DO THIS: Please set down all the lines beneath this one exactly, without the pictures.

DATASET EXTRACT:
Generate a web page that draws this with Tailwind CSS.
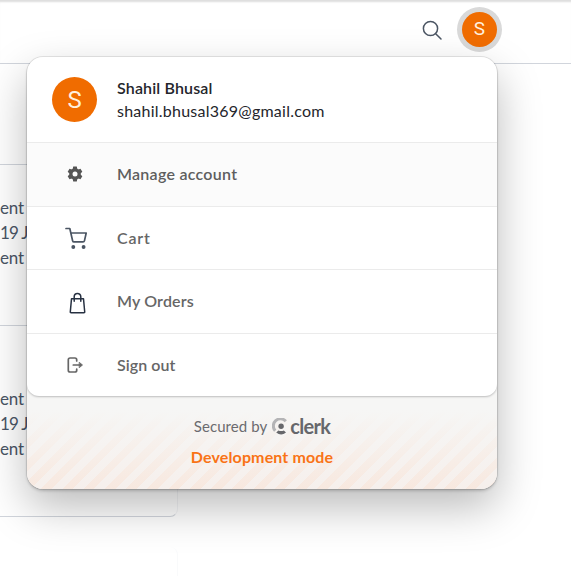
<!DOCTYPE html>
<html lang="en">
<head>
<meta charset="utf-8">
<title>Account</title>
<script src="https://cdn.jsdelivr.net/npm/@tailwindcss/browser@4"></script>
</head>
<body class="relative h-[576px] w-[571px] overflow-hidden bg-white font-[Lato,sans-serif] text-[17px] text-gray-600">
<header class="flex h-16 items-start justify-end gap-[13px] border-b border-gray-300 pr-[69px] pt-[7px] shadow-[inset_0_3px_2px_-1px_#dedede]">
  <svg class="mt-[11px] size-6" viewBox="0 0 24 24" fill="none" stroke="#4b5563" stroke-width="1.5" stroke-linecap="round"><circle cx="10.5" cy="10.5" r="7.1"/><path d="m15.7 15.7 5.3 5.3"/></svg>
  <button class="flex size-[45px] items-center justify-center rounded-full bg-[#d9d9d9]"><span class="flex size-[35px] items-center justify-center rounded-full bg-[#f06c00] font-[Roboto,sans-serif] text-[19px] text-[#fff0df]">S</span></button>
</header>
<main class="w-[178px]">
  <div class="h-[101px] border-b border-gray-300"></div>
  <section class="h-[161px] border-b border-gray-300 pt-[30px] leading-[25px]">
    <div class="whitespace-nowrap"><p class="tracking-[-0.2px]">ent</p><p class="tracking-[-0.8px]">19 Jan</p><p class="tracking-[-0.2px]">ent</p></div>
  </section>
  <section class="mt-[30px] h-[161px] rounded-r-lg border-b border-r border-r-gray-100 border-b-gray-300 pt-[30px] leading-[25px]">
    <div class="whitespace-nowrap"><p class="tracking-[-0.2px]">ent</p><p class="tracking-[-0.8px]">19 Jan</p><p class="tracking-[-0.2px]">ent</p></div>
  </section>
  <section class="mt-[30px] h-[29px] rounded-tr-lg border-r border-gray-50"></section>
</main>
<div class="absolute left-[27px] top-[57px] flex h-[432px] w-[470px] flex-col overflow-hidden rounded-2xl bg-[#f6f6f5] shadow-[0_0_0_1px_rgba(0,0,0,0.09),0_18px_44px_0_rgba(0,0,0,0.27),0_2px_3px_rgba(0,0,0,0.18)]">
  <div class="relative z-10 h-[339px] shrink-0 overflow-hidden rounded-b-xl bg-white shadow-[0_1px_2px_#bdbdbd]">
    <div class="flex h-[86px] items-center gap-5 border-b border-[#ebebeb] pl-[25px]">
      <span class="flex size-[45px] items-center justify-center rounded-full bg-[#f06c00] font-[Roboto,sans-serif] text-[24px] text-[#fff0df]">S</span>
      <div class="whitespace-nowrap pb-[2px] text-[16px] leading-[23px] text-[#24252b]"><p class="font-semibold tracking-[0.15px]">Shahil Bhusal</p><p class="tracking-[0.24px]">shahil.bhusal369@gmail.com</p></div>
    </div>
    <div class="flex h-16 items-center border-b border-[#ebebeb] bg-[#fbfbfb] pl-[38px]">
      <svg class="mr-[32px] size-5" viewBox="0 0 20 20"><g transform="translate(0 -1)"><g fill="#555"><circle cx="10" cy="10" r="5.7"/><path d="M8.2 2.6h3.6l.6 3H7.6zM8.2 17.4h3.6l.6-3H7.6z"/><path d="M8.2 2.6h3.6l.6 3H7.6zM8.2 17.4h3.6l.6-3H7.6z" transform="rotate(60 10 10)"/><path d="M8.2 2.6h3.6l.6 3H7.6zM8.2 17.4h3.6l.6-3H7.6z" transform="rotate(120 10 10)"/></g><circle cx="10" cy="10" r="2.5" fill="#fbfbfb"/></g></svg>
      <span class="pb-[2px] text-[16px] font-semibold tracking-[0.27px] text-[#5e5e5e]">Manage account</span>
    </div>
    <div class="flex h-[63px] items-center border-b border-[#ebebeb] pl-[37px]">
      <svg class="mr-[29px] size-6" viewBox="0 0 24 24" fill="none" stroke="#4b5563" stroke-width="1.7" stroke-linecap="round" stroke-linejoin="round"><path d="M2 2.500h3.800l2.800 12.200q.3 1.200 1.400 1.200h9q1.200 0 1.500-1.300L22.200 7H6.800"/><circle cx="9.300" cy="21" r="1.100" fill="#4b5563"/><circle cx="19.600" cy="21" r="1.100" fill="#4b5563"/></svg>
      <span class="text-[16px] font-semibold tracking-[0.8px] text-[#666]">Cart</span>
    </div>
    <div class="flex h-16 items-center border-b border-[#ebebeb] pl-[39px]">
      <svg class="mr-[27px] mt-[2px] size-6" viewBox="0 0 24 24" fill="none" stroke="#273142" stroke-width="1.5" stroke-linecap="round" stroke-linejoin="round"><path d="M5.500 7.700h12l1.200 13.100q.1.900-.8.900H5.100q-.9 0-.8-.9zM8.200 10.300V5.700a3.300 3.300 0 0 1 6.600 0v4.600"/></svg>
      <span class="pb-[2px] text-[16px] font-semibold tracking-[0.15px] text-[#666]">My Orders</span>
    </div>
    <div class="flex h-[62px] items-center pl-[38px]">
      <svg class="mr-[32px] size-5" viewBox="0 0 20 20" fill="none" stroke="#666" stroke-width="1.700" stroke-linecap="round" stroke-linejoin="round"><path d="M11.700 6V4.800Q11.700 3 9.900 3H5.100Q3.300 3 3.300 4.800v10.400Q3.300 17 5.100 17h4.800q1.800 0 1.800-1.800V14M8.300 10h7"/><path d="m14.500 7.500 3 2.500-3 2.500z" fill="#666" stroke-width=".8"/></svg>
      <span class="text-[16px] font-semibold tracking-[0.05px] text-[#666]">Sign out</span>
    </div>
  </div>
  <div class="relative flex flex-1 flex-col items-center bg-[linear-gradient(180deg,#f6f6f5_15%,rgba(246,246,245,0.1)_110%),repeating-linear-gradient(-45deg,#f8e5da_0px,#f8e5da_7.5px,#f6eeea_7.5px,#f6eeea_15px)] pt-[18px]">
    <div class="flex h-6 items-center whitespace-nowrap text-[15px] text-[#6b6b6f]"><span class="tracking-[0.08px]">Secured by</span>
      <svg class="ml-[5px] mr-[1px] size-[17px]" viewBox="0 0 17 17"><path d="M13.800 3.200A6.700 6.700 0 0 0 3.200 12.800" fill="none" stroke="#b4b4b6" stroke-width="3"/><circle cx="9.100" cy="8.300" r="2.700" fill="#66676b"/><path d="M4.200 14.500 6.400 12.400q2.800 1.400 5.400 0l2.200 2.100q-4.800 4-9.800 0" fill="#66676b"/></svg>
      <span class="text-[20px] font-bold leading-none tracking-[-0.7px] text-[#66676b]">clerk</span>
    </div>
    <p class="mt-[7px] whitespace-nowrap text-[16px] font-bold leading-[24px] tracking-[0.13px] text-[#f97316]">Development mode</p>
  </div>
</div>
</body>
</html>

THE REPLY:
Generate a web page that draws this with Tailwind CSS.
<!DOCTYPE html>
<html lang="en">
<head>
<meta charset="utf-8">
<title>Account</title>
<script src="https://cdn.jsdelivr.net/npm/@tailwindcss/browser@4"></script>
</head>
<body class="relative h-[576px] w-[571px] overflow-hidden bg-white font-[Lato,sans-serif] text-[17px] text-gray-600">
<header class="flex h-16 items-start justify-end gap-[13px] border-b border-gray-300 pr-[69px] pt-[7px] shadow-[inset_0_3px_2px_-1px_#dedede]">
  <svg class="mt-[11px] size-6" viewBox="0 0 24 24" fill="none" stroke="#4b5563" stroke-width="1.5" stroke-linecap="round"><circle cx="10.5" cy="10.5" r="7.1"/><path d="m15.7 15.7 5.3 5.3"/></svg>
  <button class="flex size-[45px] items-center justify-center rounded-full bg-[#d9d9d9]"><span class="flex size-[35px] items-center justify-center rounded-full bg-[#f06c00] font-[Roboto,sans-serif] text-[19px] text-[#fff0df]">S</span></button>
</header>
<main class="w-[178px]">
  <div class="h-[101px] border-b border-gray-300"></div>
  <section class="h-[161px] border-b border-gray-300 pt-[30px] leading-[25px]">
    <div class="whitespace-nowrap"><p class="tracking-[-0.2px]">ent</p><p class="tracking-[-0.8px]">19 Jan</p><p class="tracking-[-0.2px]">ent</p></div>
  </section>
  <section class="mt-[30px] h-[161px] rounded-r-lg border-b border-r border-r-gray-100 border-b-gray-300 pt-[30px] leading-[25px]">
    <div class="whitespace-nowrap"><p class="tracking-[-0.2px]">ent</p><p class="tracking-[-0.8px]">19 Jan</p><p class="tracking-[-0.2px]">ent</p></div>
  </section>
  <section class="mt-[30px] h-[29px] rounded-tr-lg border-r border-gray-50"></section>
</main>
<div class="absolute left-[27px] top-[57px] flex h-[432px] w-[470px] flex-col overflow-hidden rounded-2xl bg-[#f6f6f5] shadow-[0_0_0_1px_rgba(0,0,0,0.09),0_18px_44px_0_rgba(0,0,0,0.27),0_2px_3px_rgba(0,0,0,0.18)]">
  <div class="relative z-10 h-[339px] shrink-0 overflow-hidden rounded-b-xl bg-white shadow-[0_1px_2px_#bdbdbd]">
    <div class="flex h-[86px] items-center gap-5 border-b border-[#ebebeb] pl-[25px]">
      <span class="flex size-[45px] items-center justify-center rounded-full bg-[#f06c00] font-[Roboto,sans-serif] text-[24px] text-[#fff0df]">S</span>
      <div class="whitespace-nowrap pb-[2px] text-[16px] leading-[23px] text-[#24252b]"><p class="font-semibold tracking-[0.15px]">Shahil Bhusal</p><p class="tracking-[0.24px]">shahil.bhusal369@gmail.com</p></div>
    </div>
    <div class="flex h-16 items-center border-b border-[#ebebeb] bg-[#fbfbfb] pl-[38px]">
      <svg class="mr-[32px] size-5" viewBox="0 0 20 20"><g transform="translate(0 -1)"><g fill="#555"><circle cx="10" cy="10" r="5.7"/><path d="M8.2 2.6h3.6l.6 3H7.6zM8.2 17.4h3.6l.6-3H7.6z"/><path d="M8.2 2.6h3.6l.6 3H7.6zM8.2 17.4h3.6l.6-3H7.6z" transform="rotate(60 10 10)"/><path d="M8.2 2.6h3.6l.6 3H7.6zM8.2 17.4h3.6l.6-3H7.6z" transform="rotate(120 10 10)"/></g><circle cx="10" cy="10" r="2.5" fill="#fbfbfb"/></g></svg>
      <span class="pb-[2px] text-[16px] font-semibold tracking-[0.27px] text-[#5e5e5e]">Manage account</span>
    </div>
    <div class="flex h-[63px] items-center border-b border-[#ebebeb] pl-[37px]">
      <svg class="mr-[29px] size-6" viewBox="0 0 24 24" fill="none" stroke="#4b5563" stroke-width="1.7" stroke-linecap="round" stroke-linejoin="round"><path d="M2 2.500h3.800l2.800 12.200q.3 1.200 1.400 1.200h9q1.200 0 1.500-1.300L22.200 7H6.800"/><circle cx="9.300" cy="21" r="1.100" fill="#4b5563"/><circle cx="19.600" cy="21" r="1.100" fill="#4b5563"/></svg>
      <span class="text-[16px] font-semibold tracking-[0.8px] text-[#666]">Cart</span>
    </div>
    <div class="flex h-16 items-center border-b border-[#ebebeb] pl-[39px]">
      <svg class="mr-[27px] mt-[2px] size-6" viewBox="0 0 24 24" fill="none" stroke="#273142" stroke-width="1.5" stroke-linecap="round" stroke-linejoin="round"><path d="M5.500 7.700h12l1.200 13.100q.1.900-.8.900H5.100q-.9 0-.8-.9zM8.200 10.300V5.700a3.300 3.300 0 0 1 6.600 0v4.600"/></svg>
      <span class="pb-[2px] text-[16px] font-semibold tracking-[0.15px] text-[#666]">My Orders</span>
    </div>
    <div class="flex h-[62px] items-center pl-[38px]">
      <svg class="mr-[32px] size-5" viewBox="0 0 20 20" fill="none" stroke="#666" stroke-width="1.700" stroke-linecap="round" stroke-linejoin="round"><path d="M11.700 6V4.800Q11.700 3 9.900 3H5.100Q3.300 3 3.300 4.800v10.400Q3.300 17 5.100 17h4.800q1.800 0 1.800-1.800V14M8.300 10h7"/><path d="m14.500 7.500 3 2.500-3 2.500z" fill="#666" stroke-width=".8"/></svg>
      <span class="text-[16px] font-semibold tracking-[0.05px] text-[#666]">Sign out</span>
    </div>
  </div>
  <div class="relative flex flex-1 flex-col items-center bg-[linear-gradient(180deg,#f6f6f5_15%,rgba(246,246,245,0.1)_110%),repeating-linear-gradient(-45deg,#f8e5da_0px,#f8e5da_7.5px,#f6eeea_7.5px,#f6eeea_15px)] pt-[18px]">
    <div class="flex h-6 items-center whitespace-nowrap text-[15px] text-[#6b6b6f]"><span class="tracking-[0.08px]">Secured by</span>
      <svg class="ml-[5px] mr-[1px] size-[17px]" viewBox="0 0 17 17"><path d="M13.800 3.200A6.700 6.700 0 0 0 3.200 12.800" fill="none" stroke="#b4b4b6" stroke-width="3"/><circle cx="9.100" cy="8.300" r="2.700" fill="#66676b"/><path d="M4.200 14.500 6.400 12.400q2.800 1.400 5.400 0l2.200 2.100q-4.800 4-9.800 0" fill="#66676b"/></svg>
      <span class="text-[20px] font-bold leading-none tracking-[-0.7px] text-[#66676b]">clerk</span>
    </div>
    <p class="mt-[7px] whitespace-nowrap text-[16px] font-bold leading-[24px] tracking-[0.13px] text-[#f97316]">Development mode</p>
  </div>
</div>
</body>
</html>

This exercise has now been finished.